According to him, the CBN should back their regulation with severe sanctions and fines so that banks would wake up and do the right thing.

“It is unfortunate that the situation is like this in Nigeria. The ATM and PoS machines they use abroad are the same as we use here in Nigeria, but when you have dispensal errors or other failed transactions, a 24-hour reversal is made.

“But in Nigeria, the situation is not the same. The CBN is culpable because they prefer to keep mum instead of penalising banks for wrongdoing.

“I know that only the Central Bank can solve this problem by imposing heavy sanctions, fines on banks found guilty”, he said.

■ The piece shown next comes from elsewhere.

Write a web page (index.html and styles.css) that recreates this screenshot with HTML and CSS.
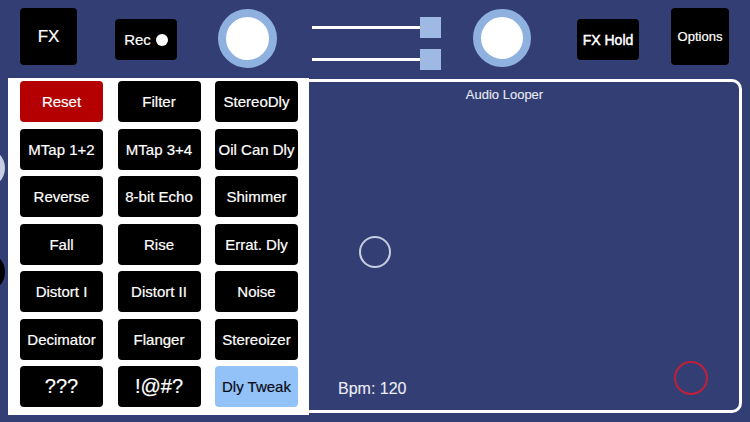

On his part, an Accounting and Financial Development don at Lead City University, Ibadan, Prof Godwin Oyedokun said the CBN must tighten up its regulatory framework to save Nigerians the agony of failed bank transactions.

He noted that the apex bank must work to end financial institutions’ lackadaisical attitude toward customers’ complaints.

“When there is a service failure, regulation ensures that it is resolved within a stipulated time frame.

“What we witness in Nigeria is the lackadaisical attitude by most financial institutions; consequently, when there is a failed transaction, you will be frustrated to forget such money with the bank over time because the cost of visiting the bank for the complaints is more than the worth of the failed transaction.

“Failure of financial institutions to reverse failed transactions could be fraudulent in nature. The issue is alarming for me, coupled with the fuel subsidy removal, hike in fuel pump price, and other challenges facing common Nigerians.

“The CBN should continue to monitor the sector and tighten its regulations so that reported cases that are consummated, big sanctions should be meted out on the financial institution concerned. It is not the time to mess up with anybody’s resources”, he said.

Also, Idakolo Gbolade, Chief Executive Officer of SD & D Capital Management stressed that most banks chose to ignore customers’ complaints of failed transactions because of the amount involved.

As a way out, Gbolade stated that the apex bank should apply sanctions regarding interest payments to customers.

“The effort of the CBN in retrieving these failed transactions is commendable; however, the Central Bank needs to do more in mandating the deposit money banks to fulfil its obligations to their customers.

“Customers’ complaints on failed transactions form about 60 per cent of daily reports to the banks, but most times, the banks choose to ignore these complaints and sometimes attend to some of them after the regulatory threshold of resolution as mandated by the CBN.

“For example, if about 1000 people have failed a transaction of N100, that amounts to N100,000, which the banks deliberately ignore, or some customers fail to request for reversal due to the amount involved.

“The CBN must first mandate banks to work on their systems to immediately reverse failed transactions without the customer’s prompting.

“The apex bank should also apply sanctions in the way of interest payments to customers if these complaints are not reversed within the regulatory threshold to serve as a deterrent to banks who will like to recognize the funds as part of operating profit”, he said.